During the course of play, characters may run into a wide variety of situations beyond the scope of either the combat rules or the social encounter rules. In these situations, GMs may want to grant the players additional control over the narrative or simply throw the players out of their comfort zones. Skill games are Legend's answer to these situations, a form of non-combat encounter that uses character skill and player ingenuity as a means of resolving an array of archetypal conflicts. In a skill game, the characters in a party act as a unit, making skill checks and acquiring tokens to spend on a variety of options.
Skill games are divided into Bidding games and Option games. In Bidding games, parties spend tokens to bid for one of a variety of actions, and the party that makes the highest bid wins the bid and takes its action, possibly gaining other benefits based on the margin of its win. In Option games, involved parties simply spend tokens to buy their actions for a set price, which play out exactly as described.
Skill Game Basics
At the beginning of any skill game, the GM sets the skill game’s DC. We suggest this DC be equal to the party’s level + 15 to 20, though GMs should always consider the party’s individual abilities when setting this DC.
The skill game proceeds in [Action rounds]. At the beginning of each [Action round], each party collectively chooses a number of skills, listed as the Number of Skills Chosen per Action Round, from the skill game’s Skill List entry. After doing so, each character in each party in the skill game makes a skill check for each skill his or her party chose. Each party then compares the highest result from among its members’ checks for each chosen skill to the skill game’s DC. For each of these results that exceeds the skill game’s DC, the party is awarded a token for the skill game, which lasts until the end of the skill game or until the party uses it to pay tokens. Tokens can only be used in the Skill Game in which they are awarded (Tokens can also sometimes be awarded in other ways specific to each skill-game encounter).
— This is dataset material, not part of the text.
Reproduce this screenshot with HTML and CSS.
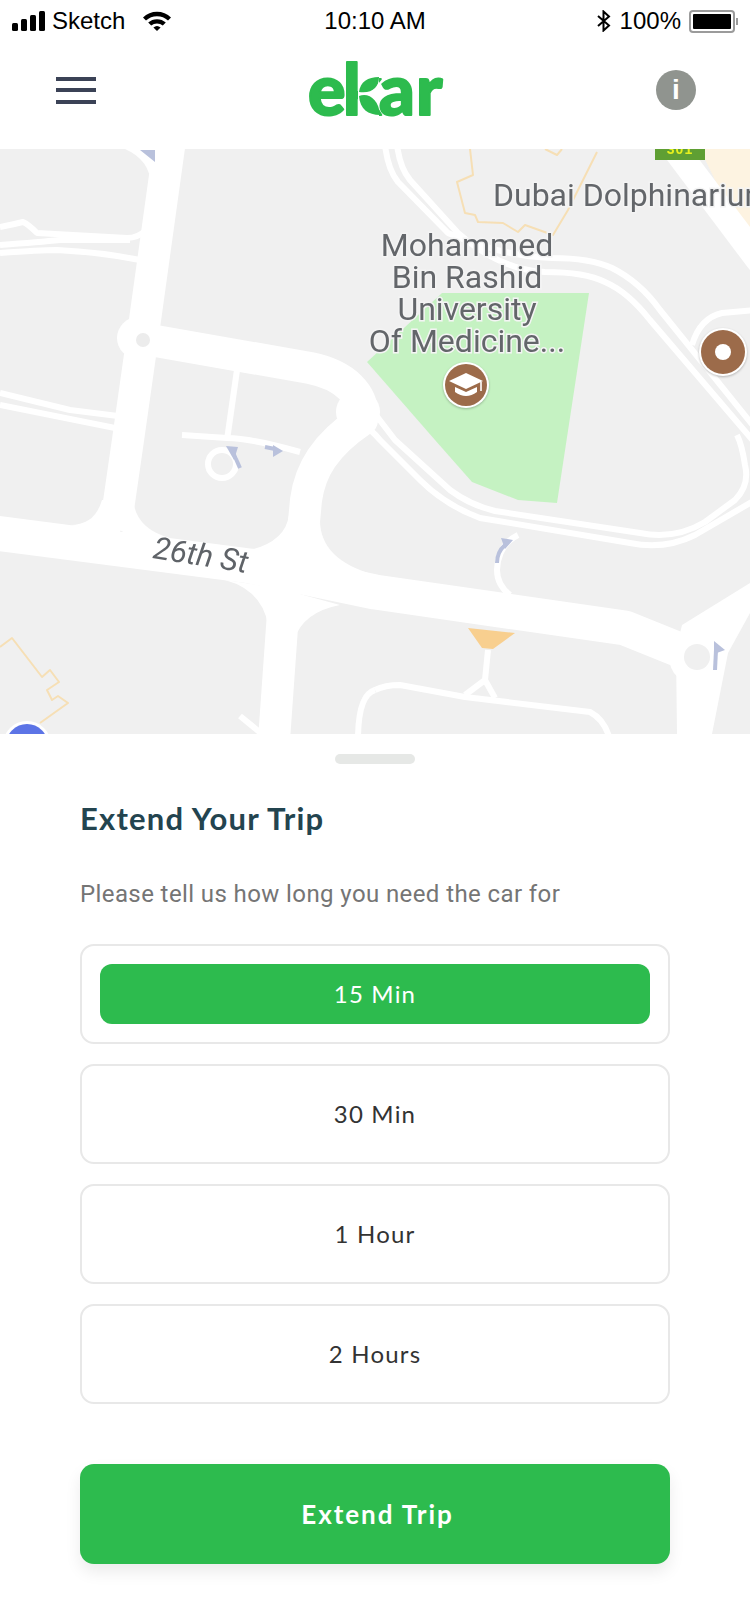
FILE: index.html
```html
<!DOCTYPE html>
<html lang="en">
<head>
  <meta charset="UTF-8">
  <title>Extend Your Trip - ekar</title>
  <link rel="stylesheet" href="styles.css">
</head>
<body>
  <div class="phone">
    <div class="status-bar">
      <div class="status-left">
        <svg class="signal" width="33" height="20" viewBox="0 0 33 20">
          <rect x="0" y="12" width="6" height="8" rx="1.5"/>
          <rect x="9" y="8" width="6" height="12" rx="1.5"/>
          <rect x="18" y="4" width="6" height="16" rx="1.5"/>
          <rect x="27" y="0" width="6" height="20" rx="1.5"/>
        </svg>
        <span class="carrier">Sketch</span>
        <svg class="wifi" width="28" height="20" viewBox="0 0 28 20">
          <path d="M0 6.5 A20 20 0 0 1 28 6.5 L25 9.6 A16 16 0 0 0 3 9.6 Z"/>
          <path d="M5.2 11.6 A13 13 0 0 1 22.8 11.6 L19.8 14.6 A9 9 0 0 0 8.2 14.6 Z"/>
          <path d="M10.4 16.6 A5.5 5.5 0 0 1 17.6 16.6 L14 20 Z"/>
        </svg>
      </div>
      <div class="status-time">10:10 AM</div>
      <div class="status-right">
        <svg class="bluetooth" width="14" height="22" viewBox="0 0 14 22">
          <path d="M1 6 L12 15.5 L6.5 20.5 V1.5 L12 6.5 L1 16" fill="none" stroke="#000" stroke-width="2"/>
        </svg>
        <span class="battery-pct">100%</span>
        <div class="battery"><div class="battery-fill"></div></div>
      </div>
    </div>

    <header class="top-bar">
      <button class="menu-btn" aria-label="Menu">
        <span></span><span></span><span></span>
      </button>
      <svg class="logo" width="136" height="62" viewBox="0 0 136 62">
        <text class="logo-text" x="0 35 71 108" y="56">ekar</text>
        <rect x="50" y="10" width="21" height="50" fill="#fff"/>
        <path class="logo-leaf" d="M51 33 C52 23 60 18 71 18 C71 28 64 35 51 33 Z"/>
        <path class="logo-leaf" d="M51 37 C60 33 71 40 72 56 C60 56 52 50 51 37 Z"/>
      </svg>
      <div class="info-btn">i</div>
    </header>

    <svg class="map" width="750" height="585" viewBox="0 149 750 585">
      <rect x="0" y="149" width="750" height="585" fill="#f0f0f0"/>
      <polygon class="sand" points="700,149 750,149 750,240 728,207"/>
      <polygon class="park" points="442,293 589,293 557,503 518,500 472,482 435,440 367,362"/>

      <!-- main roads -->
      <path class="road" d="M170 140 L145 320 L128 440 L115 530"/>
      <path class="road" d="M150 340 L310 368 C345 375 365 395 362 420 C325 445 310 470 306 500 L300 565"/>
      <circle class="circle-road" cx="358" cy="412" r="22"/>
      <path class="road wide" d="M-5 533 L250 566 L375 592 L625 628 L697 657"/>
      <path class="road" d="M285 585 L274 740"/>
      <path class="fill-road" d="M125 149 Q150 160 151 185 L146 232 L160 232 L165 149 Z"/>
      <path class="road top-right" d="M672 145 L760 262"/>
      <polygon class="fill-road" points="682,625 750,583 750,613 728,653 712,734 677,734 676,650"/>
      <path class="fill-road" d="M70 525 Q95 525 102 500 L120 500 L120 535 Z"/>
      <path class="fill-road" d="M133 495 Q133 528 170 538 L120 540 Z"/>
      <path class="fill-road" d="M289 515 Q285 545 240 552 L300 560 Z"/>
      <path class="fill-road" d="M320 520 Q320 560 375 575 L305 570 Z"/>
      <path class="fill-road" d="M225 580 Q262 590 268 625 L290 590 Z"/>
      <path class="fill-road" d="M294 640 Q303 612 340 605 L285 590 Z"/>
      <circle class="circle-road" cx="138" cy="338" r="21"/>
      <circle cx="143" cy="340" r="7" fill="#ececec"/>
      <circle class="circle-road" cx="697" cy="657" r="28"/>
      <circle cx="697" cy="657" r="13" fill="#f0f0f0"/>

      <!-- small roads -->
      <path class="lane" d="M0 227 Q15 224 23 222 Q28 224 37 233 L127 238 Q138 238 146 230"/>
      <path class="lane" d="M0 245 Q40 242 60 240 L130 240"/>
      <path class="lane" d="M0 253 Q40 250 57 250 Q100 252 140 260"/>
      <path class="lane" d="M0 393 L70 410 L118 416"/>
      <path class="lane" d="M0 405 L115 428"/>
      <path class="lane" d="M385 145 Q388 170 398 182 L448 233 Q500 256 552 258 Q590 258 612 268 Q640 282 660 310 L755 428"/>
      <path class="lane" d="M397 145 Q400 168 410 180 L458 233 Q500 270 545 272 Q585 272 605 282 Q628 292 650 320 L755 443"/>
      <path class="lane" d="M372 410 L395 440 L450 490 Q470 505 495 511 L640 533 Q675 540 705 522 L735 500 Q750 485 745 465 Q742 445 737 435"/>
      <path class="lane" d="M362 425 Q372 430 380 440 L420 480 Q445 505 480 518 L630 543 Q665 550 695 535 L755 500"/>
      <path class="lane" d="M692 345 Q700 318 722 313 L755 310"/>
      <path class="lane" d="M237 370 L227 440"/>
      <path class="lane" d="M182 435 L227 438 Q250 438 300 452"/>
      <circle cx="222" cy="464" r="14" fill="none" stroke="#fff" stroke-width="6"/>
      <path class="lane" d="M518 535 Q498 545 497 570 Q497 585 510 595"/>
      <path class="lane" d="M375 690 Q385 685 400 685 L465 697 L590 712 Q605 720 610 740"/>
      <path class="lane" d="M375 690 Q358 695 358 740"/>
      <path class="lane" d="M488 650 L485 680 L465 695 M485 680 L495 698"/>
      <path class="lane" d="M240 716 L262 734"/>

      <!-- outlines and marks -->
      <polyline class="outline" points="470,149 473,175 457,182 465,213 475,215 478,222 503,223 518,232 525,225 553,235 568,210 597,152"/>
      <polyline class="outline" points="545,149 557,155 562,149"/>
      <polyline class="outline" points="0,647 12,638 42,677 50,670 59,682 47,690 52,700 58,696 68,703 40,723"/>
      <polygon fill="#f8cf8f" points="468,628 515,633 493,649 482,648"/>
      <polygon class="arrow" points="140,150 155,150 155,162"/>
      <path class="arrow-line" d="M232 450 L240 468"/>
      <polygon class="arrow" points="226,446 238,447 234,460"/>
      <path class="arrow-line" d="M265 447 L275 449"/>
      <polygon class="arrow" points="273,445 283,451 273,457"/>
      <path class="arrow-line" d="M505 545 Q497 552 497 563"/>
      <polygon class="arrow" points="501,538 513,540 505,549"/>
      <path class="arrow-line" d="M716 650 L715 670"/>
      <polygon class="arrow" points="714,641 725,650 714,654"/>

      <rect x="655" y="149" width="50" height="11" fill="#5f9f33"/>
      <text class="shield-text" x="680" y="154">301</text>

      <!-- labels -->
      <text class="label" x="493" y="206">Dubai Dolphinarium</text>
      <text class="label center" x="467" y="256">Mohammed</text>
      <text class="label center" x="467" y="288">Bin Rashid</text>
      <text class="label center" x="467" y="320">University</text>
      <text class="label center" x="467" y="352">Of Medicine...</text>
      <text class="street" transform="translate(152 558) rotate(9)">26th St</text>

      <!-- pins -->
      <circle cx="466" cy="385" r="23" fill="#fff" class="pin-ring"/>
      <circle cx="466" cy="385" r="21" fill="#9c6b4a"/>
      <path d="M466 373 L483 381 L466 389 L449 381 Z" fill="#fff"/>
      <path d="M455 387 L466 392 L477 387 V392 Q466 400 455 392 Z" fill="#fff"/>
      <path d="M481 382 V391" stroke="#fff" stroke-width="1.6"/>
      <circle cx="723" cy="352" r="24" fill="#fff" class="pin-ring"/>
      <circle cx="723" cy="352" r="22" fill="#9c6b4a"/>
      <circle cx="723" cy="352" r="8" fill="#fff"/>
      <circle cx="27" cy="745" r="24" fill="#fff"/>
      <circle cx="27" cy="745" r="21" fill="#5c74e6"/>
    </svg>

    <section class="sheet">
      <div class="handle"></div>
      <h2 class="title">Extend Your Trip</h2>
      <p class="subtitle">Please tell us how long you need the car for</p>

      <div class="options">
        <div class="option selected"><span>15 Min</span></div>
        <div class="option"><span>30 Min</span></div>
        <div class="option"><span>1 Hour</span></div>
        <div class="option"><span>2 Hours</span></div>
      </div>

      <button class="extend-btn">Extend Trip</button>
    </section>
  </div>
</body>
</html>
```

FILE: styles.css
```css
* {
  box-sizing: border-box;
}

body {
  margin: 0;
  background: #fff;
  font-family: "Liberation Sans", Arial, sans-serif;
}

.phone {
  width: 750px;
  height: 1624px;
  overflow: hidden;
}

/* status bar */
.status-bar {
  height: 42px;
  padding: 0 15px 0 12px;
  display: grid;
  grid-template-columns: 1fr auto 1fr;
  align-items: center;
  font-size: 24px;
  color: #000;
}

.status-left,
.status-right {
  display: flex;
  align-items: center;
}

.status-right {
  justify-content: flex-end;
}

.status-time {
  margin-left: 3px;
}

.carrier {
  margin-left: 7px;
}

.wifi {
  margin-left: 18px;
}

.battery-pct {
  margin-left: 9px;
}

.battery {
  width: 46px;
  height: 23px;
  margin-left: 8px;
  border: 2px solid #9b9b9b;
  border-radius: 4px;
  padding: 2px;
  position: relative;
}

.battery::after {
  content: "";
  position: absolute;
  right: -5px;
  top: 6px;
  width: 2px;
  height: 7px;
  background: #9b9b9b;
}

.battery-fill {
  height: 100%;
  background: #000;
  border-radius: 1px;
}

/* top bar */
.top-bar {
  height: 107px;
  padding: 0 54px 11px 56px;
  display: flex;
  align-items: center;
  justify-content: space-between;
}

.menu-btn {
  width: 40px;
  height: 27px;
  padding: 0;
  border: 0;
  background: none;
  display: flex;
  flex-direction: column;
  justify-content: space-between;
}

.menu-btn span {
  display: block;
  height: 4px;
  background: #3b4256;
}

.logo-text {
  font-family: Lato, sans-serif;
  font-weight: 900;
  font-size: 70px;
  fill: #2dbb4e;
  stroke: #2dbb4e;
  stroke-width: 2px;
  stroke-linejoin: round;
}

.logo-leaf {
  fill: #2dbb4e;
}

.info-btn {
  width: 40px;
  height: 40px;
  border-radius: 50%;
  background: #90948f;
  color: #fff;
  font-family: "Liberation Sans", sans-serif;
  font-weight: 700;
  font-size: 28px;
  line-height: 40px;
  text-align: center;
}

/* map */
.map {
  display: block;
  filter: blur(0.5px);
}

.sand {
  fill: #fdf3e1;
}

.park {
  fill: #c5f2c2;
}

.road,
.lane,
.outline,
.arrow-line {
  fill: none;
  stroke-linejoin: round;
}

.road {
  stroke: #fff;
  stroke-width: 32px;
}

.road.wide {
  stroke-width: 35px;
}

.road.top-right {
  stroke-width: 26px;
}

.circle-road,
.fill-road {
  fill: #fff;
}

.lane {
  stroke: #fff;
  stroke-width: 6px;
}

.outline {
  stroke: #f6dfb5;
  stroke-width: 2px;
}

.arrow {
  fill: #b9c1dc;
}

.arrow-line {
  stroke: #b9c1dc;
  stroke-width: 4px;
}

.shield-text {
  font-family: "Liberation Sans", sans-serif;
  font-weight: 700;
  font-size: 14px;
  letter-spacing: 1px;
  text-anchor: middle;
  fill: #e6f01e;
}

.label {
  font-family: Roboto, sans-serif;
  font-size: 32px;
  fill: #63666a;
  stroke: #f4f4f4;
  stroke-width: 3px;
  paint-order: stroke;
}

.label.center {
  text-anchor: middle;
}

.street {
  font-family: Roboto, sans-serif;
  font-style: italic;
  font-size: 31px;
  fill: #5f6368;
}

.pin-ring {
  filter: drop-shadow(0 1px 1px rgba(0, 0, 0, 0.25));
}

/* bottom sheet */
.sheet {
  padding: 20px 80px 0;
  background: #fff;
}

.handle {
  width: 80px;
  height: 10px;
  margin: 0 auto;
  background: #e6e8e6;
  border-radius: 5px;
}

.title {
  margin: 36px 0 0;
  font-family: Lato, sans-serif;
  font-weight: 700;
  font-size: 31px;
  line-height: 36px;
  letter-spacing: 1.2px;
  color: #23444f;
}

.subtitle {
  margin: 42px 0 0;
  font-family: Roboto, sans-serif;
  font-size: 24px;
  line-height: 32px;
  letter-spacing: 0.4px;
  color: #757575;
}

.options {
  margin-top: 34px;
  display: flex;
  flex-direction: column;
  gap: 20px;
}

.option {
  height: 100px;
  padding: 18px;
  border: 2px solid #e8e8e8;
  border-radius: 14px;
  display: flex;
  font-family: Lato, sans-serif;
  font-size: 24px;
  letter-spacing: 1.2px;
  color: #333;
}

.option span {
  flex: 1;
  display: flex;
  align-items: center;
  justify-content: center;
  padding-bottom: 2px;
  border-radius: 12px;
}

.option.selected span {
  background: #2dbb4e;
  color: #fff;
}

.extend-btn {
  display: block;
  width: 100%;
  height: 100px;
  margin-top: 60px;
  padding: 0 0 0 5px;
  border: 0;
  border-radius: 14px;
  background: #2dbb4e;
  box-shadow: 0 8px 16px rgba(0, 0, 0, 0.08);
  font-family: Lato, sans-serif;
  font-weight: 700;
  font-size: 26px;
  letter-spacing: 1.95px;
  color: #fff;
}
```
Unless a skill game occurs over the duration of an [Encounter], [Scene], or [Quest], participants in the skill game may only take actions listed in that skill game’s action set. The conditions under which a skill game ends are determined by the individual skill game. Most of the time, you cannot simply walk away from a skill game as you could a social encounter.
Once tokens have been awarded, each party secretly chooses actions, and the [Action round] continues in one of two ways, as given below for the type of skill game. When secretly choosing actions, it is suggested that each party write down any of its actions and bid, if applicable. If the skill game includes parties controlled by both the GM and one or more players, it is suggested that the GM write down his or her actions and bid, if applicable, first, so that the players may consult openly with one another to determine their party's purchases and bids.
Skill Game Types
Each party secretly chooses an action from the skill game's action set and secretly bids any number of tokens for the skill game it possesses on that action (A party may bid zero tokens). Once all parties have bid tokens, all parties simultaneously reveal the number of tokens they bid, but not the actions they chose, and pays that number of tokens for its action. The party with the highest bid takes the action it chose. The action has the effect listed for the number of tokens by the bid was won, as given in its entry in the skill game's action set.
If two or more bids tie for the highest bid, each party whose bid tied for the highest bid wins the bid and takes the action it chose if and only if that action has an effect if the bid was won by 0 tokens. Those parties each make a d20 roll. Parties take their actions in descending order of results. If there are any ties, the tied parties reroll until there is no tie between them. The order of the original rolls is followed except when determining the order between tied parties. After all actions are taken, the [Action round] ends.
Each party secretly chooses a number of actions less than or equal to the skill game's maximum number of actions per [Action round] from the skill game's action set. The combined token costs of the chosen actions must be equal to or less than the number of tokens for the skill game the paty possesses (A party may choose zero actions). Once all parties have chosen their actions, if any, all parties simultaneously reveal their chosen actions. Each party then pays a number of tokens equal to the combined token costs of the actions it chose and takes the actions it chose. All actions are taken simultaneously. After all actions are taken, the [Action round] ends.